▼▼▼
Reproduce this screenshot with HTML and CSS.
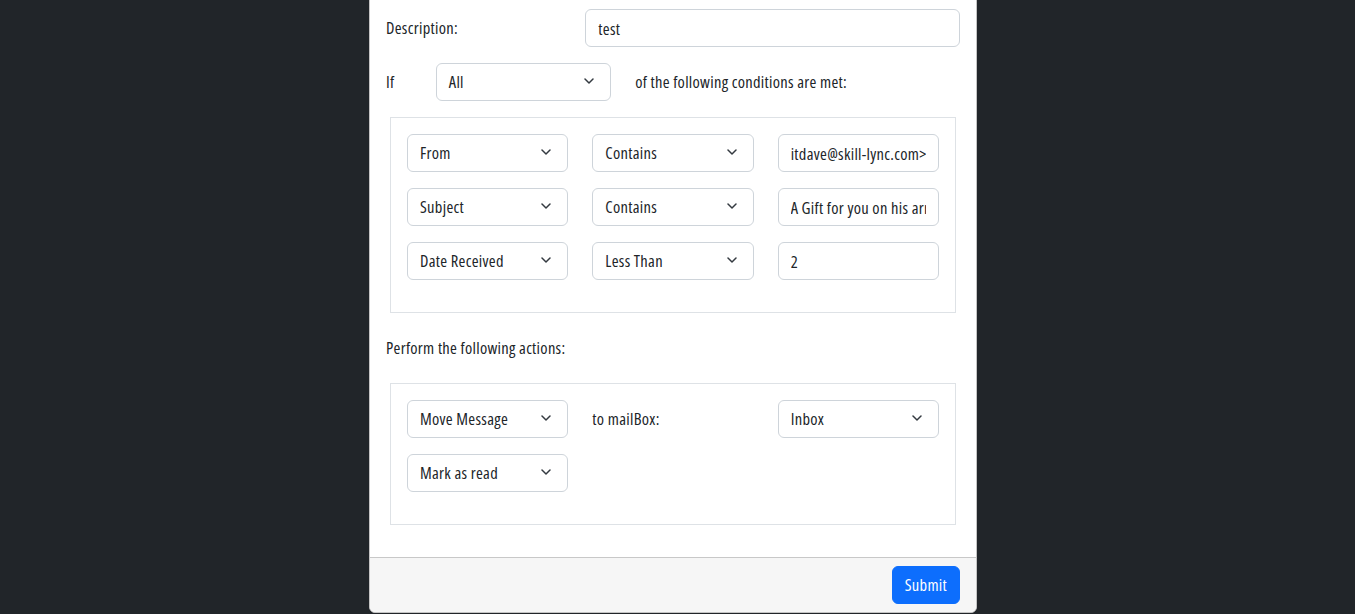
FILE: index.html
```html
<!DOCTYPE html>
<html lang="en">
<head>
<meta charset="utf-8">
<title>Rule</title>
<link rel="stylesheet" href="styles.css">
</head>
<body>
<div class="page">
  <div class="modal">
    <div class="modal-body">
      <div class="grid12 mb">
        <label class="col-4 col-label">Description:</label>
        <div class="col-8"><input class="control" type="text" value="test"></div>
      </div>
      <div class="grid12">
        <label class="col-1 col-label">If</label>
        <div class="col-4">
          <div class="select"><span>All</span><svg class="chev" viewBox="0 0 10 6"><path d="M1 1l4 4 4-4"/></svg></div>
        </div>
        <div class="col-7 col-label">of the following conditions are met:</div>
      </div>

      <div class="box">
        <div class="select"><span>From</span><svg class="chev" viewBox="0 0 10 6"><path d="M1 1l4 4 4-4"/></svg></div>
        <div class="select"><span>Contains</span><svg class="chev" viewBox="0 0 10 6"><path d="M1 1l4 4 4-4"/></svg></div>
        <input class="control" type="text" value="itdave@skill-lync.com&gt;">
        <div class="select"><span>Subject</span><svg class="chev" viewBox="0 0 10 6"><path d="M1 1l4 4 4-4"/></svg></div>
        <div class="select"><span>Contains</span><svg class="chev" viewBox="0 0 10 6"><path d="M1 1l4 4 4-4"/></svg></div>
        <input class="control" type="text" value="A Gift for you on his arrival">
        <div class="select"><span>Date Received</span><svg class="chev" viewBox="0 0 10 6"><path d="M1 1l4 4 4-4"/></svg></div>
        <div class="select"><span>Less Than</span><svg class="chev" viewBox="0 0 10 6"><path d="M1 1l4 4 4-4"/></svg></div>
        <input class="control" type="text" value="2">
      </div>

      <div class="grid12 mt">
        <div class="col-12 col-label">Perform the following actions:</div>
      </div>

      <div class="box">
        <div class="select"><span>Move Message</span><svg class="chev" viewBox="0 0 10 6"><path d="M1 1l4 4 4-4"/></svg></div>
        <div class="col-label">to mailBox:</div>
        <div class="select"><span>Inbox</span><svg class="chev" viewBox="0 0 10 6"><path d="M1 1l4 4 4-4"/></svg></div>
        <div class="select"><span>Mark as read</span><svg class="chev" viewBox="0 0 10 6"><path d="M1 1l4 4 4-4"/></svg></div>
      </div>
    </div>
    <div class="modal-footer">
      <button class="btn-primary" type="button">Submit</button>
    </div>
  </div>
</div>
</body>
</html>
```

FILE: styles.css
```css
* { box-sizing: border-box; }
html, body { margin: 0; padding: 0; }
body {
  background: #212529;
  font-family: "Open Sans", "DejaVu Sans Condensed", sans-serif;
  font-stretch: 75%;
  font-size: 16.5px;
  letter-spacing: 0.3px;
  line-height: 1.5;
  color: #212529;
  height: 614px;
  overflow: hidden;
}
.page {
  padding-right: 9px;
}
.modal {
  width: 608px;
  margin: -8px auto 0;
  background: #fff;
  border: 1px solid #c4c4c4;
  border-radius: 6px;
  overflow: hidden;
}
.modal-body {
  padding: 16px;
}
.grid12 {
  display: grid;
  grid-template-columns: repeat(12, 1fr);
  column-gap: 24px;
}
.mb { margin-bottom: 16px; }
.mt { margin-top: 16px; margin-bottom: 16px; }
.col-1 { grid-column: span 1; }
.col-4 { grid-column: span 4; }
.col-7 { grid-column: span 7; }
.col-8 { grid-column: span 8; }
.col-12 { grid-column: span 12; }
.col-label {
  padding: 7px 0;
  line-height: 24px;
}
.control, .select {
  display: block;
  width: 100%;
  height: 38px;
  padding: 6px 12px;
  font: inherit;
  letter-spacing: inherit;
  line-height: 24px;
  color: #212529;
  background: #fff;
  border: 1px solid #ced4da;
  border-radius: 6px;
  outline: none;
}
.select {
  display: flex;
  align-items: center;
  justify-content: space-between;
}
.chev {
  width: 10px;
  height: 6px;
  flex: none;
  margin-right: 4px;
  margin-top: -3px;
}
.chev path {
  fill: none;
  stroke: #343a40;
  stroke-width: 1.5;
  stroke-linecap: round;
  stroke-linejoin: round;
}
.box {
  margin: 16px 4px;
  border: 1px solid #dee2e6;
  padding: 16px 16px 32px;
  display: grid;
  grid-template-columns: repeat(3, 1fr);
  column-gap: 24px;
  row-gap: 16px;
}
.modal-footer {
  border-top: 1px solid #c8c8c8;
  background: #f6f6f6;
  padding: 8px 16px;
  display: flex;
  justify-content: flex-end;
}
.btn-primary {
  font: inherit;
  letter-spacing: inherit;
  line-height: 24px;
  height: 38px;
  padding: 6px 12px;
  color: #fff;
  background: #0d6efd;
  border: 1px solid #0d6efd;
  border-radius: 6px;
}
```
▲▲▲
**WRITTEN EXERCISE**: Copy each line in full and exactly, omitting any picture.

**SOLUTION TO THE PROBLEM**:
Reproduce this screenshot with HTML and CSS.
FILE: index.html
```html
<!DOCTYPE html>
<html lang="en">
<head>
<meta charset="utf-8">
<title>Rule</title>
<link rel="stylesheet" href="styles.css">
</head>
<body>
<div class="page">
  <div class="modal">
    <div class="modal-body">
      <div class="grid12 mb">
        <label class="col-4 col-label">Description:</label>
        <div class="col-8"><input class="control" type="text" value="test"></div>
      </div>
      <div class="grid12">
        <label class="col-1 col-label">If</label>
        <div class="col-4">
          <div class="select"><span>All</span><svg class="chev" viewBox="0 0 10 6"><path d="M1 1l4 4 4-4"/></svg></div>
        </div>
        <div class="col-7 col-label">of the following conditions are met:</div>
      </div>

      <div class="box">
        <div class="select"><span>From</span><svg class="chev" viewBox="0 0 10 6"><path d="M1 1l4 4 4-4"/></svg></div>
        <div class="select"><span>Contains</span><svg class="chev" viewBox="0 0 10 6"><path d="M1 1l4 4 4-4"/></svg></div>
        <input class="control" type="text" value="itdave@skill-lync.com&gt;">
        <div class="select"><span>Subject</span><svg class="chev" viewBox="0 0 10 6"><path d="M1 1l4 4 4-4"/></svg></div>
        <div class="select"><span>Contains</span><svg class="chev" viewBox="0 0 10 6"><path d="M1 1l4 4 4-4"/></svg></div>
        <input class="control" type="text" value="A Gift for you on his arrival">
        <div class="select"><span>Date Received</span><svg class="chev" viewBox="0 0 10 6"><path d="M1 1l4 4 4-4"/></svg></div>
        <div class="select"><span>Less Than</span><svg class="chev" viewBox="0 0 10 6"><path d="M1 1l4 4 4-4"/></svg></div>
        <input class="control" type="text" value="2">
      </div>

      <div class="grid12 mt">
        <div class="col-12 col-label">Perform the following actions:</div>
      </div>

      <div class="box">
        <div class="select"><span>Move Message</span><svg class="chev" viewBox="0 0 10 6"><path d="M1 1l4 4 4-4"/></svg></div>
        <div class="col-label">to mailBox:</div>
        <div class="select"><span>Inbox</span><svg class="chev" viewBox="0 0 10 6"><path d="M1 1l4 4 4-4"/></svg></div>
        <div class="select"><span>Mark as read</span><svg class="chev" viewBox="0 0 10 6"><path d="M1 1l4 4 4-4"/></svg></div>
      </div>
    </div>
    <div class="modal-footer">
      <button class="btn-primary" type="button">Submit</button>
    </div>
  </div>
</div>
</body>
</html>
```

FILE: styles.css
```css
* { box-sizing: border-box; }
html, body { margin: 0; padding: 0; }
body {
  background: #212529;
  font-family: "Open Sans", "DejaVu Sans Condensed", sans-serif;
  font-stretch: 75%;
  font-size: 16.5px;
  letter-spacing: 0.3px;
  line-height: 1.5;
  color: #212529;
  height: 614px;
  overflow: hidden;
}
.page {
  padding-right: 9px;
}
.modal {
  width: 608px;
  margin: -8px auto 0;
  background: #fff;
  border: 1px solid #c4c4c4;
  border-radius: 6px;
  overflow: hidden;
}
.modal-body {
  padding: 16px;
}
.grid12 {
  display: grid;
  grid-template-columns: repeat(12, 1fr);
  column-gap: 24px;
}
.mb { margin-bottom: 16px; }
.mt { margin-top: 16px; margin-bottom: 16px; }
.col-1 { grid-column: span 1; }
.col-4 { grid-column: span 4; }
.col-7 { grid-column: span 7; }
.col-8 { grid-column: span 8; }
.col-12 { grid-column: span 12; }
.col-label {
  padding: 7px 0;
  line-height: 24px;
}
.control, .select {
  display: block;
  width: 100%;
  height: 38px;
  padding: 6px 12px;
  font: inherit;
  letter-spacing: inherit;
  line-height: 24px;
  color: #212529;
  background: #fff;
  border: 1px solid #ced4da;
  border-radius: 6px;
  outline: none;
}
.select {
  display: flex;
  align-items: center;
  justify-content: space-between;
}
.chev {
  width: 10px;
  height: 6px;
  flex: none;
  margin-right: 4px;
  margin-top: -3px;
}
.chev path {
  fill: none;
  stroke: #343a40;
  stroke-width: 1.5;
  stroke-linecap: round;
  stroke-linejoin: round;
}
.box {
  margin: 16px 4px;
  border: 1px solid #dee2e6;
  padding: 16px 16px 32px;
  display: grid;
  grid-template-columns: repeat(3, 1fr);
  column-gap: 24px;
  row-gap: 16px;
}
.modal-footer {
  border-top: 1px solid #c8c8c8;
  background: #f6f6f6;
  padding: 8px 16px;
  display: flex;
  justify-content: flex-end;
}
.btn-primary {
  font: inherit;
  letter-spacing: inherit;
  line-height: 24px;
  height: 38px;
  padding: 6px 12px;
  color: #fff;
  background: #0d6efd;
  border: 1px solid #0d6efd;
  border-radius: 6px;
}
```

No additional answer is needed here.